SHORT EXERCISE: Starting at the first line of the listing below, repeat each line up to and including the one containing "const [value, setValue]". Leave out pictures.

RECORDED DATA:
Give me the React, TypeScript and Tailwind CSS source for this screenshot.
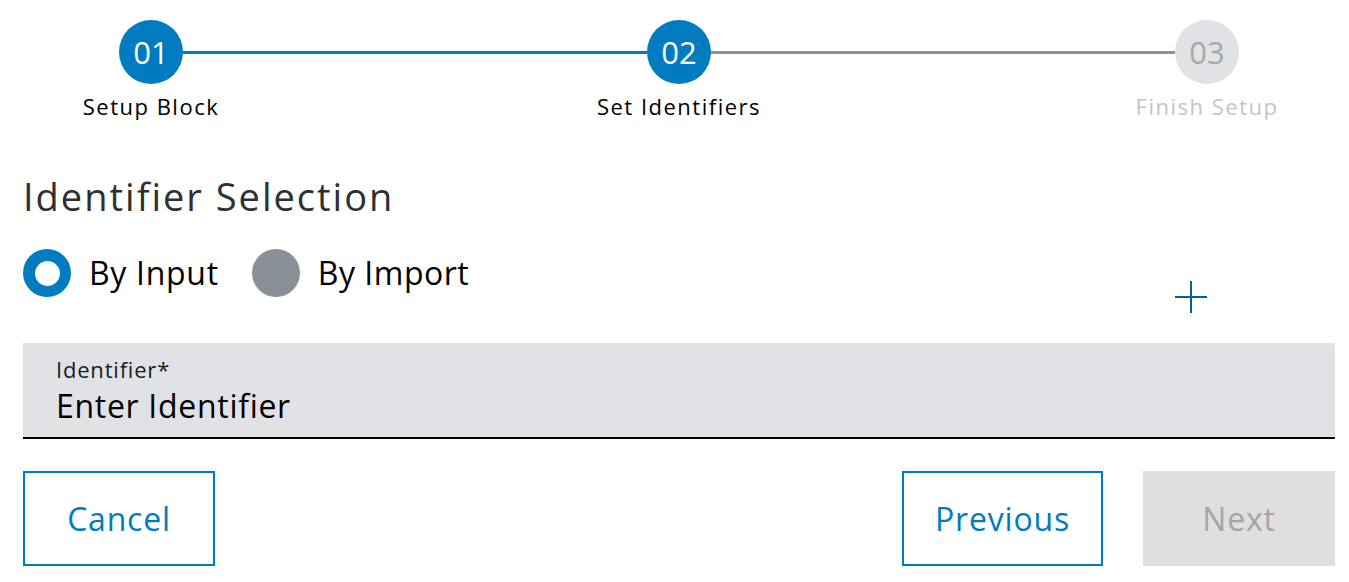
import { useState } from "react";

const steps = [
    { num: "01", label: "Setup Block", state: "done" },
    { num: "02", label: "Set Identifiers", state: "active" },
    { num: "03", label: "Finish Setup", state: "todo" },
];

const StepCircle = ({ num, state }: { num: string; state: string }) => (
    <div
        className={
            "w-16 h-16 rounded-full flex items-center justify-center text-[31px] shrink-0 " +
            (state === "todo" ? "bg-[#e0e2e5] text-[#a4a9b0]" : "bg-[#007bc0] text-white")
        }
    >
        {num}
    </div>
);

export default function App() {
    const [mode, setMode] = useState<"input" | "import">("input");
    const [value, setValue] = useState("");

    return (
        <div
            className="w-[1349px] h-[582px] bg-white pl-[23px] pr-[14px] pt-5 overflow-hidden"
            style={{ fontFamily: '"Open Sans", "Noto Sans", sans-serif' }}
        >
            {/* stepper */}
            <div className="flex items-center px-24">
                <StepCircle num="01" state="done" />
                <div className="flex-1 h-[3px] bg-[#007bc0]" />
                <StepCircle num="02" state="active" />
                <div className="flex-1 h-[3px] bg-[#8a9097]" />
                <StepCircle num="03" state="todo" />
            </div>
            <div className="flex justify-between mt-[8px]">
                {steps.map((s) => (
                    <div
                        key={s.num}
                        className={
                            "w-64 text-center text-[22px] leading-7 tracking-[1.5px] " +
                            (s.state === "todo" ? "text-[#c1c5cb]" : "text-black")
                        }
                    >
                        {s.label}
                    </div>
                ))}
            </div>

            <h1 className="mt-[53px] text-[38px] leading-[46px] text-[#2e3033] tracking-[2px]">
                Identifier Selection
            </h1>

            <div className="flex justify-between h-[72px] mt-[30px]">
                <div className="flex items-start gap-[33px]">
                    <button className="flex items-center gap-[18px]" onClick={() => setMode("input")}>
                        <span
                            className={
                                "w-12 h-12 rounded-full flex items-center justify-center " +
                                (mode === "input" ? "bg-[#007bc0]" : "bg-[#8a9097]")
                            }
                        >
                            {mode === "input" && <span className="w-[25px] h-[25px] rounded-full bg-white" />}
                        </span>
                        <span className="text-[32px] leading-10 tracking-[0.7px] text-black">By Input</span>
                    </button>
                    <button className="flex items-center gap-[18px]" onClick={() => setMode("import")}>
                        <span
                            className={
                                "w-12 h-12 rounded-full flex items-center justify-center " +
                                (mode === "import" ? "bg-[#007bc0]" : "bg-[#8a9097]")
                            }
                        >
                            {mode === "import" && <span className="w-[25px] h-[25px] rounded-full bg-white" />}
                        </span>
                        <span className="text-[32px] leading-10 tracking-[0.5px] text-black">By Import</span>
                    </button>
                </div>
                <button className="self-end w-12 h-12 mr-[120px] flex items-center justify-center text-[#00629a]">
                    <svg width="32" height="32" viewBox="0 0 32 32">
                        <path d="M16 0v32M0 16h32" stroke="currentColor" strokeWidth="2" fill="none" />
                    </svg>
                </button>
            </div>

            <div className="mt-[22px] h-[96px] bg-[#e0e2e5] border-b-2 border-black px-[33px] pt-3">
                <label className="block text-[22px] leading-7 tracking-[0.8px] text-[#1a1c1d]">Identifier*</label>
                <input
                    className="w-full mt-[3px] bg-transparent outline-none text-[32px] leading-[40px] tracking-[0.7px] text-black placeholder:text-black"
                    placeholder="Enter Identifier"
                    value={value}
                    onChange={(e) => setValue(e.target.value)}
                />
            </div>

            <div className="flex justify-between mt-8">
                <button className="w-[192px] h-[95px] border-2 border-[#007bc0] text-[#007bc0] text-[32px] tracking-[0.8px]">
                    Cancel
                </button>
                <div className="flex gap-10">
                    <button className="w-[201px] h-[95px] border-2 border-[#007bc0] text-[#007bc0] text-[32px] tracking-[0.8px]">
                        Previous
                    </button>
                    <button
                        disabled
                        className="w-[192px] h-[95px] bg-[#dfdfdf] text-[#a5a5a5] text-[32px] tracking-[0.8px]"
                    >
                        Next
                    </button>
                </div>
            </div>
        </div>
    );
}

RIGHT ANSWER:
Give me the React, TypeScript and Tailwind CSS source for this screenshot.
import { useState } from "react";

const steps = [
    { num: "01", label: "Setup Block", state: "done" },
    { num: "02", label: "Set Identifiers", state: "active" },
    { num: "03", label: "Finish Setup", state: "todo" },
];

const StepCircle = ({ num, state }: { num: string; state: string }) => (
    <div
        className={
            "w-16 h-16 rounded-full flex items-center justify-center text-[31px] shrink-0 " +
            (state === "todo" ? "bg-[#e0e2e5] text-[#a4a9b0]" : "bg-[#007bc0] text-white")
        }
    >
        {num}
    </div>
);

export default function App() {
    const [mode, setMode] = useState<"input" | "import">("input");
    const [value, setValue] = useState("");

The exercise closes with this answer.